What to Know About Down Payment Options
Feb 16, 2023
For those looking into buying their first home, it can be difficult to decide how to move forward with a down payment. Financial constraints can create a hurdle to making a large down payment. This does not mean that a renter cannot become a homeowner. With small down payment and even zero down payment options, it is possible for individuals to qualify for a home loan and move into their first house. Explore more down payment choices when considering a mortgage loan today.
Establish Equity with a Large Down Payment
For those with the financial means to make a sizeable down payment, it becomes easier to get approved by a conventional lender. The average lending institution prefers applicants make a down payment of 20 percent or more. The reason for this is to establish initial equity and to reduce the risk to lenders. Such “ideal” borrowers will often continue to make their payments and meet all obligations tied to their mortgage loan. Generally speaking, the smaller the down payment, the higher the risk the lender assumes when approving applicants for a home mortgage.
As the down payment is only one factor a lender considers, a large down payment does not guarantee a potential borrower will be approved for a mortgage loan. However, those who can make a large down payment may also have an easier time finding a lender that will work with them. They will also avoid making private mortgage insurance (PMI) payments associated with a conventional home loan.
Provide Assurance with a Small Down Payment
There are reasons why many borrowers do not make a large down payment. Some borrowers may need to invest money in a home in the form of renovations and want to reduce their initial down payment. Others may have other responsibilities and larger amounts of debt they are currently paying down. Depending on market conditions, some may want to become a homeowner before they can set aside a larger down payment.
As mentioned above, borrowers who go with a conventional home loan making a small down payment will not only need to make regular loan payments but pay PMI (private mortgage insurance). Unfortunately, these additional payments do not help pay down the loan. Rather, they serve as additional assurance for the lender. The good news is that PMI is only required until sufficient equity is established. Making a small down payment can generally free up a borrower who can use excess funds for improvements or other needs. However, they will pay more back to the lender over the lifetime of the loan.
PMI is often associated with a government-backed loan offering a small down payment option. For those who do not want a conventional mortgage loan, government-backed loans, such as an FHA loan, are an alternative allowing for a small down payment. Active-duty service members and veterans may want to check out a VA loan. This type of loan offers borrowers a zero-down payment option. Approved applicants also do not pay mortgage insurance. Want to avoid paying PMI?
- Put down 20 percent or more.
- Investigate USDA and VA loans.
- Have PMI canceled as soon as the loan balance is at 80 percent of the original value of the home.

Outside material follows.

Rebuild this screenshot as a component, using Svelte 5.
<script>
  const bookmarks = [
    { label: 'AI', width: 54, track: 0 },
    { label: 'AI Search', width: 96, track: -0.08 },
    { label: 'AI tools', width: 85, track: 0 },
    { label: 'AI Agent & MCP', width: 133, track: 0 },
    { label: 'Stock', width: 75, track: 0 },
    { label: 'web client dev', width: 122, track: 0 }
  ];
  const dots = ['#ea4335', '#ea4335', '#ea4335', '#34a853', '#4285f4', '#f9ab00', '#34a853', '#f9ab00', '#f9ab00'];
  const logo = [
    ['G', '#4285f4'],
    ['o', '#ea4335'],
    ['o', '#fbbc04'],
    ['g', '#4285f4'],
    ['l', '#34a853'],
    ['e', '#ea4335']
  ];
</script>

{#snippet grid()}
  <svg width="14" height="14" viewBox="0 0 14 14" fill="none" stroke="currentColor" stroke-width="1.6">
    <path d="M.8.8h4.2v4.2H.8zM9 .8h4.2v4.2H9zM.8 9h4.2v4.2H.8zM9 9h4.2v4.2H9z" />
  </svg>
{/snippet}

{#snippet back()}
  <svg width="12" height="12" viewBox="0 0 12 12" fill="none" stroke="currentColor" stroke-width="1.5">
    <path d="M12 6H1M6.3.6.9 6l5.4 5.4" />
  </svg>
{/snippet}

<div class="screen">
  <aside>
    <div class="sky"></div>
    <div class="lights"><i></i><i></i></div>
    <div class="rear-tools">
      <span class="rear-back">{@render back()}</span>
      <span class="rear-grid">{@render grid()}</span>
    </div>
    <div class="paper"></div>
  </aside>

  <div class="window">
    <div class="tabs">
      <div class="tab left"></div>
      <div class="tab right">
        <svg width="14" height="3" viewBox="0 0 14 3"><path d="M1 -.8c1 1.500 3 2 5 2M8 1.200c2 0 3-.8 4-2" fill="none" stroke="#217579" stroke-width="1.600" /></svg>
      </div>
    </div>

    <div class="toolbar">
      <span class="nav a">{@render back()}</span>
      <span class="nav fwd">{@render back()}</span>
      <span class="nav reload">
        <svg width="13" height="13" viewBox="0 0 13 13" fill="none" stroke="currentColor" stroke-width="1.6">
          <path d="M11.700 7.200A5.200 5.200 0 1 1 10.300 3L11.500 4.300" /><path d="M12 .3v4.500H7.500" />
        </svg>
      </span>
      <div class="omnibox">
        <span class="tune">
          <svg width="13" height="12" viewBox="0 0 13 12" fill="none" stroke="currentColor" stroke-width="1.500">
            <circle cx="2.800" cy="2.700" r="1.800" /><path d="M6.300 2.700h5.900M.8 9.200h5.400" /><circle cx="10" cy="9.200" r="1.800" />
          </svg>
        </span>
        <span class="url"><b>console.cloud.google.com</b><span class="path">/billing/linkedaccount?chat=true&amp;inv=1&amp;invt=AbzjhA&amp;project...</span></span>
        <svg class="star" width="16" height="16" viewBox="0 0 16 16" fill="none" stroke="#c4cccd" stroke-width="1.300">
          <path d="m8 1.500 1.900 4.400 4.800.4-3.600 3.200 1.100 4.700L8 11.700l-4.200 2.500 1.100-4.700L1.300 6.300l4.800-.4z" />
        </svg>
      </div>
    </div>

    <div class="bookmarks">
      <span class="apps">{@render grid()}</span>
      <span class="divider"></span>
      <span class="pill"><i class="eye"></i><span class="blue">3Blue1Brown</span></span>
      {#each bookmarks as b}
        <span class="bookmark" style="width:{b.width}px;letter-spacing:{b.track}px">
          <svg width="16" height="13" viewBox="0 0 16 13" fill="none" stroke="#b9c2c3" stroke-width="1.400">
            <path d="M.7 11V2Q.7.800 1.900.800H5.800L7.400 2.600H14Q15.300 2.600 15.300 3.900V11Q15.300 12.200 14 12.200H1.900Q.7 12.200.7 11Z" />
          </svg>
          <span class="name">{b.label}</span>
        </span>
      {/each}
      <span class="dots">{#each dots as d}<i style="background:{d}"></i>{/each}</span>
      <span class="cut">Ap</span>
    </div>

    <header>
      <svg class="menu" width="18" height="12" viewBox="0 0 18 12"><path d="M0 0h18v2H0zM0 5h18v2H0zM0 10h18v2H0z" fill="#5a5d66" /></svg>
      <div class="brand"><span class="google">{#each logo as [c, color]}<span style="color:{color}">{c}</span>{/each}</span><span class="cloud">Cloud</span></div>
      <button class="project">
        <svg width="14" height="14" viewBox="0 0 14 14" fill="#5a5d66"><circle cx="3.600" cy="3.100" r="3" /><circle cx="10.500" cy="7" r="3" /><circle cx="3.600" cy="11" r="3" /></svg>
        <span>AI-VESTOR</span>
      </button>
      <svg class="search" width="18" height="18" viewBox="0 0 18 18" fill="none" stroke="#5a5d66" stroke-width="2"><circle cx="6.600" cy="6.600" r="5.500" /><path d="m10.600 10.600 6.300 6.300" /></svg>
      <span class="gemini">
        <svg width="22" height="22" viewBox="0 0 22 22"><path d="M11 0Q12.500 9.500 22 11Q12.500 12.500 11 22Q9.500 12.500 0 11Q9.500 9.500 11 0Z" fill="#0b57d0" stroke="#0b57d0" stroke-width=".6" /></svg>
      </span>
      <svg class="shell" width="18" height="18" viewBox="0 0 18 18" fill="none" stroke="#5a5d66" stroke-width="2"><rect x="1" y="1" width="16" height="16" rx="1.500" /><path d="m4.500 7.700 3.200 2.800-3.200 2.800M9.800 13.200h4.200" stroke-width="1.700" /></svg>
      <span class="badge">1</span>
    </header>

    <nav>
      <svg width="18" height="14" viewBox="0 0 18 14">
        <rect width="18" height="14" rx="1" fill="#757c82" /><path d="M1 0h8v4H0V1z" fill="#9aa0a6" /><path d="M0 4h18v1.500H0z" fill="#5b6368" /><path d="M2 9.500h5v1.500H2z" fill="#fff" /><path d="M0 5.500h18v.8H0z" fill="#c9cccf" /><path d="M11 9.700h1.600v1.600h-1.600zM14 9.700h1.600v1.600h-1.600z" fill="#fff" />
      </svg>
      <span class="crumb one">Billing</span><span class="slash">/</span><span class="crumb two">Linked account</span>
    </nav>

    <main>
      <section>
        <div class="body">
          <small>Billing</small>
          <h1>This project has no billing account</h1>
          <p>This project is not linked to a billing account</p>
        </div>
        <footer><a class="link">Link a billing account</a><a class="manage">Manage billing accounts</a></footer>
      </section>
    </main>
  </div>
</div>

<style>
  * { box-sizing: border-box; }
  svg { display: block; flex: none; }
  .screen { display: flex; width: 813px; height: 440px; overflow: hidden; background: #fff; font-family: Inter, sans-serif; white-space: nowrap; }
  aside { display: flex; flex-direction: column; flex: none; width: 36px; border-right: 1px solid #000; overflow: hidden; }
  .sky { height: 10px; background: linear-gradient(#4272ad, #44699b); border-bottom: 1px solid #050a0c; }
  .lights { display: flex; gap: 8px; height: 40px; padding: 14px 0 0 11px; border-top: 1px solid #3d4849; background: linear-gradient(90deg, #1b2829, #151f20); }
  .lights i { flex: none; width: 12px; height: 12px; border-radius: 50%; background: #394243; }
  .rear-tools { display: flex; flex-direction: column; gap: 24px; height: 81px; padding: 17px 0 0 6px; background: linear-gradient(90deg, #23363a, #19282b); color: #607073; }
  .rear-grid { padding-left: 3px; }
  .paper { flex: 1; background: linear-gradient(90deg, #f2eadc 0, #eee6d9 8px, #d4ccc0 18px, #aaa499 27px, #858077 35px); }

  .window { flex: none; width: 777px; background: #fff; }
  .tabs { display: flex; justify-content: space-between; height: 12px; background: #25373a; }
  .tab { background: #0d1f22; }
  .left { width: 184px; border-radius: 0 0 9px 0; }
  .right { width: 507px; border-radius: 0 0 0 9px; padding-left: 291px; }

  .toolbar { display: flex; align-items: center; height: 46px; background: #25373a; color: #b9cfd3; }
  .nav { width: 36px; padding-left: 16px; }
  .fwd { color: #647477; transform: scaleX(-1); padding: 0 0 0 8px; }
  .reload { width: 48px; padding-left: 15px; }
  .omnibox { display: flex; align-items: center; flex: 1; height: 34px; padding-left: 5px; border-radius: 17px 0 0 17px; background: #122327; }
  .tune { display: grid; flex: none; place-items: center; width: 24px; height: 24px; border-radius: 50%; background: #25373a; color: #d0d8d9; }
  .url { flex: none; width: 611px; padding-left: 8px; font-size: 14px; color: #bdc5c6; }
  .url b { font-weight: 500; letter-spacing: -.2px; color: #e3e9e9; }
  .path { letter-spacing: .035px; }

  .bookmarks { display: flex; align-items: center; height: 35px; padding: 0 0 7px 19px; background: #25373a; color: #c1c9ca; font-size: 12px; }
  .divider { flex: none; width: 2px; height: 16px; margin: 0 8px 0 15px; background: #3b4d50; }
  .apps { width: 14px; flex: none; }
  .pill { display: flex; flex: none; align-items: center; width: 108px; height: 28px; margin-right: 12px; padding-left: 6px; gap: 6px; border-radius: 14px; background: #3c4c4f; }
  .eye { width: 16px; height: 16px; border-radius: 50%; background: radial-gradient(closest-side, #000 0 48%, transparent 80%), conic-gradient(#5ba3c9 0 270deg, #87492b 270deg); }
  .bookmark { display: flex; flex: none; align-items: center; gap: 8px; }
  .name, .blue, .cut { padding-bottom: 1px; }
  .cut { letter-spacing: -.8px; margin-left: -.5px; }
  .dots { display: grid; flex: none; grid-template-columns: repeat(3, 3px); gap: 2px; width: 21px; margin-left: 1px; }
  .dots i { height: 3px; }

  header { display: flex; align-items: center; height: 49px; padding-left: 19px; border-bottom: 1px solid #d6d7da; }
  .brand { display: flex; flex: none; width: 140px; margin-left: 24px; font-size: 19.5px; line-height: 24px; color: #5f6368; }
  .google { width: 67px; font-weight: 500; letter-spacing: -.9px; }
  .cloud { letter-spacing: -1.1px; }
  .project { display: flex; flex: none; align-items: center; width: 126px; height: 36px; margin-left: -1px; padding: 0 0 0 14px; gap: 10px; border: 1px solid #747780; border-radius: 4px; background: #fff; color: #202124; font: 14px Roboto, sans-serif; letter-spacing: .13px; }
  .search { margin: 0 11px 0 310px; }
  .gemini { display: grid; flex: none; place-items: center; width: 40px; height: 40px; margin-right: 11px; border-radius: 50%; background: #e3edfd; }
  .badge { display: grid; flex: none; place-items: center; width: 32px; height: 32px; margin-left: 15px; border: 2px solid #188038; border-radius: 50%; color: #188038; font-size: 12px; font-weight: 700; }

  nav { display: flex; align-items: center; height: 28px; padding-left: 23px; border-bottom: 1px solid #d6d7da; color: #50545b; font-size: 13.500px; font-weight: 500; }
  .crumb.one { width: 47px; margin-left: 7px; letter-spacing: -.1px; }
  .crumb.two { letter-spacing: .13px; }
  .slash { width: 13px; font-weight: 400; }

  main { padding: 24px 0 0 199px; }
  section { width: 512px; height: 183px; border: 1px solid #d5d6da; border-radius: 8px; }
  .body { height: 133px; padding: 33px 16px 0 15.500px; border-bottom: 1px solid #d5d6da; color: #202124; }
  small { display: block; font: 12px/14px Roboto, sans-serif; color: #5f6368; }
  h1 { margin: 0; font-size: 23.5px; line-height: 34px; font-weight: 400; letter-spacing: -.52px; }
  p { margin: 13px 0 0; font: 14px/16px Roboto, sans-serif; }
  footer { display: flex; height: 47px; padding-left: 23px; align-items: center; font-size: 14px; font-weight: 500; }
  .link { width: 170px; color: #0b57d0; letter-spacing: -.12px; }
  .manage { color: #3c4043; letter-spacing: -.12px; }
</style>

Shop around with different lenders to see what terms are being offered and which loan may work out the best.
Is a Large or Small Down Payment Better?
Much depends on a person’s unique circumstances. If paying down a mortgage loan quickly is a priority, then making a large down payment may be a good choice. However, there is a case for making a smaller down payment and reinvesting some of those funds into upgrades, increasing the value of the home. In either situation, check out the range of loan products available before committing to a 15 or 30-year mortgage loan.